Torsten Curdt’s weblog

Resource Forks

Ever wondered why tools like tar or rsync need support for so called “resource forks” on OSX? Resource forks are a way to store and attach extended attributes to a file. It’s sort of like they can have a parallel dimension. It can contain icons, positions or whatever you like.

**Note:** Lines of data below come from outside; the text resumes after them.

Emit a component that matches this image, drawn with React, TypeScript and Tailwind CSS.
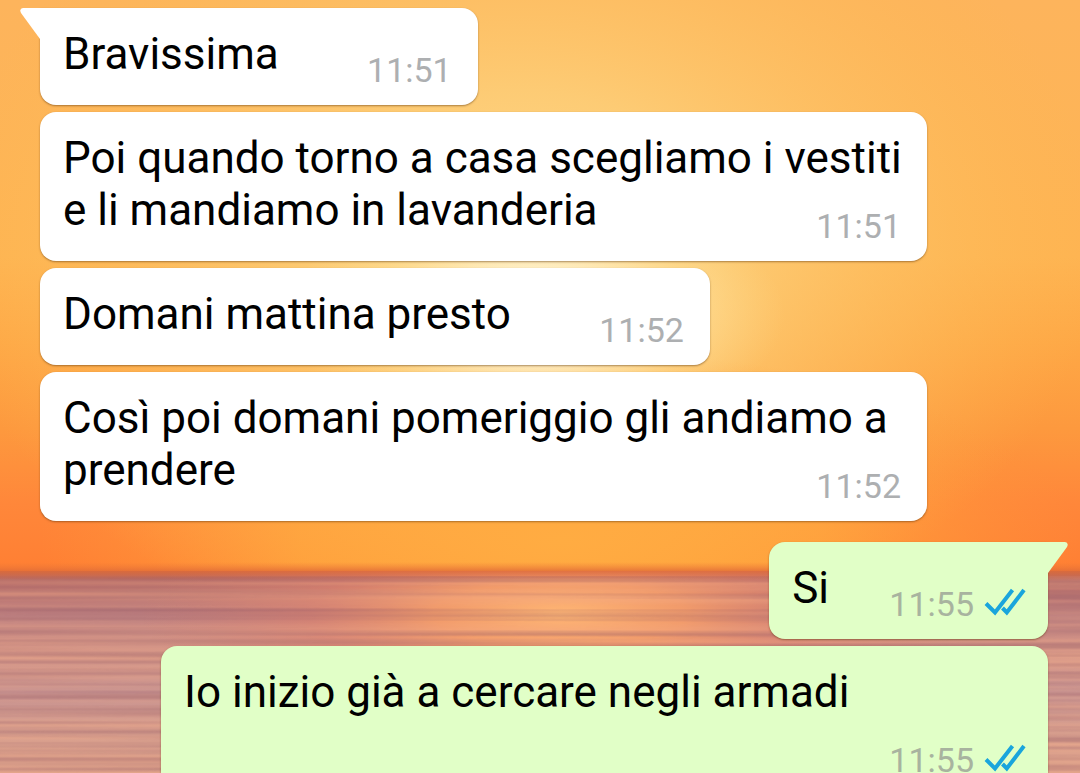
import clsx from "clsx";

type Message = {
  id: number;
  text: string;
  time: string;
  mine?: boolean;
  first?: boolean;
};

const messages: Message[] = [
  { id: 1, text: "Bravissima", time: "11:51", first: true },
  {
    id: 2,
    text: "Poi quando torno a casa scegliamo i vestiti e li mandiamo in lavanderia",
    time: "11:51",
  },
  { id: 3, text: "Domani mattina presto", time: "11:52" },
  {
    id: 4,
    text: "Così poi domani pomeriggio gli andiamo a prendere",
    time: "11:52",
  },
  { id: 5, text: "Si", time: "11:55", mine: true, first: true },
  {
    id: 6,
    text: "Io inizio già a cercare negli armadi",
    time: "11:55",
    mine: true,
  },
];

function Wallpaper() {
  return (
    <svg
      className="absolute inset-0 h-full w-full"
      viewBox="0 0 1080 773"
      preserveAspectRatio="none"
      aria-hidden="true"
    >
      <defs>
        <linearGradient id="sky" x1="0" y1="0" x2="0" y2="1">
          <stop offset="0" stopColor="#fdb45c" />
          <stop offset="0.45" stopColor="#feb452" />
          <stop offset="0.6" stopColor="#fea846" />
          <stop offset="0.75" stopColor="#fd993e" />
          <stop offset="0.88" stopColor="#ff873a" />
          <stop offset="1" stopColor="#ff7f33" />
        </linearGradient>
        <radialGradient
          id="haze"
          gradientUnits="userSpaceOnUse"
          cx="0"
          cy="0"
          r="1"
          gradientTransform="translate(520 240) scale(580 420)"
        >
          <stop offset="0" stopColor="#ffdb8c" />
          <stop offset="0.35" stopColor="#fdce78" stopOpacity="0.9" />
          <stop offset="0.7" stopColor="#fdc162" stopOpacity="0.5" />
          <stop offset="1" stopColor="#fdb950" stopOpacity="0" />
        </radialGradient>
        <radialGradient
          id="sun"
          gradientUnits="userSpaceOnUse"
          cx="0"
          cy="0"
          r="1"
          gradientTransform="translate(535 315) scale(250 120)"
        >
          <stop offset="0" stopColor="#ffffff" />
          <stop offset="0.4" stopColor="#fff3d0" stopOpacity="0.8" />
          <stop offset="0.7" stopColor="#ffe4a0" stopOpacity="0.4" />
          <stop offset="1" stopColor="#ffdd90" stopOpacity="0" />
        </radialGradient>
        <radialGradient
          id="dusk"
          gradientUnits="userSpaceOnUse"
          cx="0"
          cy="0"
          r="1"
          gradientTransform="translate(560 540) scale(520 190)"
        >
          <stop offset="0" stopColor="#ffac42" />
          <stop offset="0.5" stopColor="#ffa93e" stopOpacity="0.75" />
          <stop offset="1" stopColor="#ff9a3a" stopOpacity="0" />
        </radialGradient>
        <linearGradient id="sea" x1="0" y1="0" x2="0" y2="1">
          <stop offset="0" stopColor="#c0664a" />
          <stop offset="0.05" stopColor="#bb7069" />
          <stop offset="0.22" stopColor="#be8080" />
          <stop offset="0.42" stopColor="#da9a88" />
          <stop offset="0.6" stopColor="#c79290" />
          <stop offset="0.8" stopColor="#d89f8e" />
          <stop offset="1" stopColor="#e0a38a" />
        </linearGradient>
        <radialGradient
          id="glint"
          gradientUnits="userSpaceOnUse"
          cx="0"
          cy="0"
          r="1"
          gradientTransform="translate(560 614) scale(420 110)"
        >
          <stop offset="0" stopColor="#ffb674" />
          <stop offset="0.3" stopColor="#faa068" stopOpacity="0.85" />
          <stop offset="0.6" stopColor="#e0826c" stopOpacity="0.55" />
          <stop offset="1" stopColor="#d67e6e" stopOpacity="0" />
        </radialGradient>
        <linearGradient id="horizon" x1="0" y1="0" x2="0" y2="1">
          <stop offset="0" stopColor="#f07a35" stopOpacity="0" />
          <stop offset="0.5" stopColor="#e06c38" stopOpacity="0.8" />
          <stop offset="1" stopColor="#d9694a" stopOpacity="0" />
        </linearGradient>
        <filter
          id="ripples"
          x="0"
          y="0"
          width="100%"
          height="100%"
          colorInterpolationFilters="sRGB"
        >
          <feTurbulence
            type="fractalNoise"
            baseFrequency="0.001 0.14"
            numOctaves="2"
            seed="8"
          />
          <feColorMatrix
            type="matrix"
            values="0 0 0 0 0.56  0 0 0 0 0.34  0 0 0 0 0.4  3 0 0 0 -1.2"
          />
        </filter>
        <filter
          id="shine"
          x="0"
          y="0"
          width="100%"
          height="100%"
          colorInterpolationFilters="sRGB"
        >
          <feTurbulence
            type="fractalNoise"
            baseFrequency="0.001 0.1"
            numOctaves="2"
            seed="21"
          />
          <feColorMatrix
            type="matrix"
            values="0 0 0 0 0.96  0 0 0 0 0.68  0 0 0 0 0.54  3 0 0 0 -1.2"
          />
        </filter>
      </defs>

      <rect width="1080" height="572" fill="url(#sky)" />
      <rect width="1080" height="572" fill="url(#haze)" />
      <rect width="1080" height="572" fill="url(#dusk)" />
      <rect width="1080" height="572" fill="url(#sun)" />
      <rect y="571" width="1080" height="202" fill="url(#sea)" />
      <rect y="571" width="1080" height="202" fill="url(#glint)" />
      <rect y="576" width="1080" height="197" filter="url(#shine)" opacity="0.35" />
      <rect y="576" width="1080" height="197" filter="url(#ripples)" opacity="0.35" />
      <rect y="562" width="1080" height="18" fill="url(#horizon)" />
    </svg>
  );
}

function Tail({ mine }: { mine?: boolean }) {
  return (
    <svg
      viewBox="0 0 32 32"
      className={clsx(
        "absolute top-0 size-8",
        mine ? "-right-5 text-[#e1ffc7]" : "-left-5 -scale-x-100 text-white"
      )}
      aria-hidden="true"
    >
      <path d="M0 0H29Q33 0.500 31 5L12 31H0Z" fill="currentColor" />
    </svg>
  );
}

function ReadTicks() {
  return (
    <svg
      viewBox="0 0 42 28"
      className="mb-1 h-7 w-[42px]"
      fill="none"
      stroke="#1aa5dc"
      strokeWidth="4"
      role="img"
      aria-label="Letto"
    >
      <path d="M2 15.500L11 24.500L28.500 2" />
      <path d="M18.500 20L22.800 24.500L40 2" />
    </svg>
  );
}

function Bubble({ text, time, mine, first }: Message) {
  return (
    <li
      className={clsx(
        "relative max-w-[88%] rounded-2xl pt-5 pr-6 pb-[25px] pl-[23px] shadow-[0_1px_2px_rgba(90,50,10,0.5)]",
        mine ? "self-end bg-[#e1ffc7]" : "self-start bg-white",
        first && (mine ? "mt-3.5 rounded-tr-none" : "rounded-tl-none")
      )}
    >
      {first && <Tail mine={mine} />}
      <p className="text-[44px] leading-[52px] text-black">
        {text}
        {/* keeps room for the time on the last line */}
        <span
          className={clsx("inline-block", mine ? "w-[195px]" : "w-[175px]")}
        />
      </p>
      <div
        className={clsx(
          "absolute bottom-[15px] flex items-center gap-2.5 text-[34px] leading-10",
          mine ? "right-[22px] text-[#a8b39f]" : "right-[26px] text-[#adafb1]"
        )}
      >
        <time>{time}</time>
        {mine && <ReadTicks />}
      </div>
    </li>
  );
}

export default function App() {
  return (
    <main className="relative h-screen overflow-hidden font-[Roboto,sans-serif]">
      <Wallpaper />
      <ul className="relative flex flex-col gap-[7px] pt-2 pr-8 pl-10">
        {messages.map((message) => (
          <Bubble key={message.id} {...message} />
        ))}
      </ul>
    </main>
  );
}
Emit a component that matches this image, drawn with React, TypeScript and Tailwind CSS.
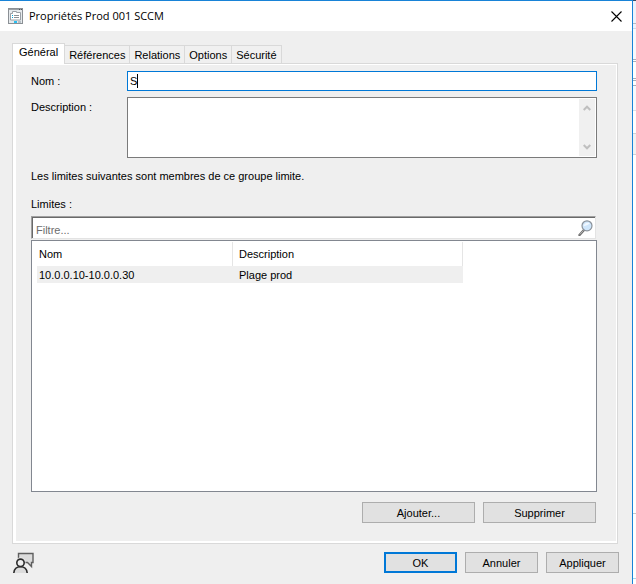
import React, { useState, type FC, type ReactNode } from 'react';

type Boundary = {
  readonly range: string;
  readonly description: string;
};

type StripLine = {
  readonly id: string;
  readonly className: string;
};

const tabs: ReadonlyArray<string> = ['Général', 'Références', 'Relations', 'Options', 'Sécurité'];

const boundaries: ReadonlyArray<Boundary> = [
  { range: '10.0.0.10-10.0.0.30', description: 'Plage prod' },
];

// edge of the console window that shows behind the dialog
const stripLines: ReadonlyArray<StripLine> = [
  { id: 'title', className: 'h-6 bg-[#eef2fb] border-t border-t-[#3b4a5f] border-b border-b-[#b4bac6]' },
  { id: 'menu', className: 'h-[5px] bg-[#eef2fb] border-b border-[#cfd8e8]' },
  { id: 'ribbon', className: 'h-[31px] bg-[#f7f9fd] border-b border-[#a9adb8]' },
  { id: 'ribbon-end', className: 'h-0.5 bg-white border-b border-[#a9adb8]' },
  { id: 'path', className: 'h-[17px] bg-white border-b border-[#a9adb8]' },
  { id: 'path-end', className: 'h-0.5 bg-white border-b border-[#a9adb8]' },
  { id: 'search', className: 'h-[5px] bg-white border-b border-[#a9adb8]' },
  { id: 'head', className: 'h-[25px] bg-[#f7fafd] border-b border-[#dcdfe4]' },
  { id: 'row', className: 'h-[23px] bg-white border-b border-[#cfd2d6]' },
  { id: 'row-selected', className: 'h-[21px] bg-[#f2f2f2] border-b border-[#cfd2d6]' },
  { id: 'list', className: 'h-[359px] bg-white border-b border-[#c5c8cc]' },
  { id: 'detail', className: 'h-[65px] bg-white border-b border-[#a8d8ea]' },
  { id: 'status', className: 'grow bg-white' },
];

const PropertiesIcon: FC = () => (
  <svg className="size-4" viewBox="0 0 16 16" aria-hidden="true">
    <rect x="0.5" y="0.5" width="14" height="15" fill="#e6eaed" stroke="#8b9095" />
    <path d="M1 1.5h13" stroke="#9ba0a5" />
    <path d="M11 1.5h1M13 1.5h1" stroke="#4c5258" />
    <path d="M2.5 5.5V12h10V4.5h-4v-1h-4v2z" fill="#fff" stroke="#9aa0a6" />
    <path d="M4 7.5h1M4 9.5h1" stroke="#00a4dc" />
    <path d="M6 7.5h5M6 9.5h5" stroke="#8b9095" />
    <path d="M6 14h3" stroke="#29bdef" strokeWidth="2" />
    <path d="M10 14h3" stroke="#b7c0c6" strokeWidth="2" />
  </svg>
);

const MagnifierIcon: FC = () => (
  <svg className="size-4" viewBox="0 0 16 16" aria-hidden="true">
    <path d="M2.5 15 7 10" stroke="#6d6d6d" strokeWidth="2.4" strokeLinecap="round" />
    <path d="M2.8 14.4 6.5 10.4" stroke="#c4c4c4" strokeWidth="0.8" />
    <circle cx="10" cy="5.8" r="5" fill="#cfe6fb" stroke="#8b929a" strokeWidth="1.2" />
    <path d="M6.4 6.2C7 3.2 10 2 12.8 3.2 11 5 9 5.6 6.4 6.2z" fill="#f1f8ff" />
  </svg>
);

const FeedbackIcon: FC = () => (
  <svg className="h-[22px] w-[22px]" viewBox="0 0 22 22" fill="none" aria-hidden="true">
    <path d="M6.5 1.5H21v9h-1.5v4l-4-4h-9z" fill="#dcdcdc" stroke="#5f5f5f" strokeWidth="1.4" />
    <circle cx="8.5" cy="10.5" r="5" fill="#efefef" />
    <path d="M1.8 21c.4-4 3-6.2 6.7-6.2s6.3 2.2 6.7 6.2" fill="#dcdcdc" stroke="#2b2b2b" strokeWidth="1.6" />
    <circle cx="8.5" cy="10.8" r="3.7" fill="#efefef" stroke="#2b2b2b" strokeWidth="1.6" />
  </svg>
);

type DialogButtonProps = {
  readonly children: ReactNode;
  readonly className: string;
};

const DialogButton: FC<DialogButtonProps> = ({ children, className }) => (
  <button
    type="button"
    className={`flex h-[21px] items-center justify-center bg-[#e1e1e1] hover:bg-[#e5f1fb] ${className}`}
  >
    {children}
  </button>
);

const App: FC = (): React.ReactElement => {
  const [name, setName] = useState<string>('S');
  const [activeTab, setActiveTab] = useState<string>('Général');

  return (
    <div className="flex min-h-screen bg-white font-['Liberation_Sans',Arial,sans-serif] text-[11px] leading-4 text-black">
      <div className="flex min-w-0 grow flex-col border-t border-r border-[#1883d7] bg-[#efefef]">
        <header className="flex h-[30px] items-center bg-white pr-2 pl-2">
          <PropertiesIcon />
          <h1 className="ml-[5px] grow font-['Open_Sans','Noto_Sans',sans-serif] text-[11px]">
            Propriétés Prod 001 SCCM
          </h1>
          <button type="button" aria-label="Fermer" className="flex size-4 items-center justify-center">
            <svg className="size-[11px]" viewBox="0 0 11 11" aria-hidden="true">
              <path d="M.5.5l10 10M10.5.5l-10 10" stroke="#000" strokeWidth="1.1" />
            </svg>
          </button>
        </header>

        <main className="flex grow flex-col px-3 pt-3">
          <div role="tablist" className="relative z-10 -mb-px flex items-end">
            {tabs.map((tab) => (
              <button
                key={tab}
                type="button"
                role="tab"
                aria-selected={tab === activeTab}
                onClick={() => setActiveTab(tab)}
                className={
                  tab === activeTab
                    ? 'h-[21px] border border-b-0 border-[#d9d9d9] bg-white px-1.5 pb-1'
                    : 'h-[19px] border border-l-0 border-[#d9d9d9] bg-[#f0f0f0] px-1'
                }
              >
                {tab}
              </button>
            ))}
          </div>

          <section className="mr-0.5 flex grow flex-col border border-[#d9d9d9] bg-white pt-px pr-px pb-0.5 pl-[3px]">
            <div className="flex grow flex-col bg-[#efefef] pt-1.5 pr-[19px] pb-[18px] pl-[15px]">
              <div className="flex">
                <label htmlFor="group-name" className="w-24 pt-0.5">
                  Nom :
                </label>
                <div className="relative flex h-5 min-w-0 grow border border-[#0078d7] bg-white">
                  <input
                    id="group-name"
                    type="text"
                    value={name}
                    onChange={(e) => setName(e.target.value)}
                    className="min-w-0 grow px-0.5 caret-transparent outline-none"
                  />
                  {/* text cursor, pushed along by a hidden copy of the value */}
                  <div className="pointer-events-none absolute inset-y-0.5 left-0.5 flex" aria-hidden="true">
                    <span className="invisible whitespace-pre">{name}</span>
                    <span className="w-px bg-black" />
                  </div>
                </div>
              </div>

              <div className="mt-1.5 flex">
                <label htmlFor="group-description" className="w-24 pt-0.5">
                  Description :
                </label>
                <div className="flex h-[61px] min-w-0 grow border border-[#7a7a7a] bg-white p-px">
                  <textarea
                    id="group-description"
                    className="min-w-0 grow resize-none overflow-hidden bg-white px-0.5 outline-none"
                  />
                  <div className="flex w-4 flex-col justify-between bg-[#f0f0f0]">
                    <button type="button" aria-label="Monter" className="flex h-[18px] items-center justify-center">
                      <svg className="h-[6px] w-2" viewBox="0 0 8 6" aria-hidden="true">
                        <path d="M.7 5 4 1.7 7.3 5" fill="none" stroke="#bfbfbf" strokeWidth="2" />
                      </svg>
                    </button>
                    <button type="button" aria-label="Descendre" className="flex h-[18px] items-center justify-center">
                      <svg className="h-[6px] w-2" viewBox="0 0 8 6" aria-hidden="true">
                        <path d="M.7 1 4 4.3 7.3 1" fill="none" stroke="#bfbfbf" strokeWidth="2" />
                      </svg>
                    </button>
                  </div>
                </div>
              </div>

              <p className="mt-2.5">Les limites suivantes sont membres de ce groupe limite.</p>
              <label htmlFor="boundary-filter" className="mt-3">
                Limites :
              </label>

              <div className="mt-1 mr-px flex h-[23px] items-center border border-t-[#a0a0a0] border-r-[#e3e3e3] border-b-[#e3e3e3] border-l-[#a0a0a0] bg-white pr-0.5 pl-px shadow-[inset_1px_1px_0_#696969]">
                <input
                  id="boundary-filter"
                  type="text"
                  placeholder="Filtre..."
                  className="min-w-0 grow px-[3px] pt-1 outline-none placeholder:text-[#6d6d6d]"
                />
                <button type="button" aria-label="Rechercher">
                  <MagnifierIcon />
                </button>
              </div>

              <div className="mt-px grow border border-[#828790] bg-white pt-px pl-[5px]">
                <table className="w-[426px] table-fixed border-separate border-spacing-0 text-left">
                  <thead>
                    <tr className="h-6">
                      <th className="w-[196px] border-r border-[#e5e5e5] px-0.5 font-normal">Nom</th>
                      <th className="border-r border-[#e5e5e5] px-1.5 font-normal">Description</th>
                    </tr>
                  </thead>
                  <tbody>
                    {boundaries.map((boundary) => (
                      <tr key={boundary.range} className="h-[17px] bg-[#efefef]">
                        <td className="px-0.5">{boundary.range}</td>
                        <td className="px-1.5">{boundary.description}</td>
                      </tr>
                    ))}
                  </tbody>
                </table>
              </div>

              <div className="mt-2.5 flex justify-end gap-2 pr-px">
                <DialogButton className="w-[113px] border border-[#adadad]">Ajouter...</DialogButton>
                <DialogButton className="w-[113px] border border-[#adadad]">Supprimer</DialogButton>
              </div>
            </div>
          </section>
        </main>

        <footer className="flex items-start justify-between pt-2 pr-[13px] pb-2.5 pl-3">
          <button type="button" aria-label="Commentaires">
            <FeedbackIcon />
          </button>
          <div className="flex gap-2">
            <DialogButton className="w-[73px] border-2 border-[#0078d7]">OK</DialogButton>
            <DialogButton className="w-[73px] border border-[#adadad]">Annuler</DialogButton>
            <DialogButton className="w-[73px] border border-[#adadad]">Appliquer</DialogButton>
          </div>
        </footer>
      </div>

      <div className="flex w-[3px] shrink-0 flex-col" aria-hidden="true">
        {stripLines.map((line) => (
          <div key={line.id} className={line.className} />
        ))}
      </div>
    </div>
  );
};

export default App;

So how can you access it? What I just recently came across is that there actually is a standard filename based way to access those forks. You just need to append “/..namedfork/rsrc” to the filename.

$ ls -aol test.xls
-rw-r--r--   1 tcurdt  tcurdt  - 113152 Nov 22 23:13 test.xls
$ ls -aol test.xls/..namedfork/rsrc
-rw-r--r--   1 tcurdt  tcurdt  - 0 Nov 22 23:13 test.xls/..namedfork/rsrc

As you can see, you see nothing. The file has no resource fork (as the size is 0). If you want to find files that have a resource fork you might want to try this query

find . -type f -exec test -s {}/..namedfork/rsrc \; -print

that I found here. Links that you dropped from your web browser onto the desktop are a good example. You will notice that these “.webloc” files have file size of zero. Still they get you to the desired URL when you click on them. If you open their resource fork with an editor you can see where this information has been stored.

(BTW: A similar facility is also available to windows user with NTFS …but less commonly used)

  • This is a legacy from the non unix version of Mac OS X. You used to have a nice tool called resedit to edit add and change resources. In that time most of the files and application would use the resource fork instead of the data fork in files.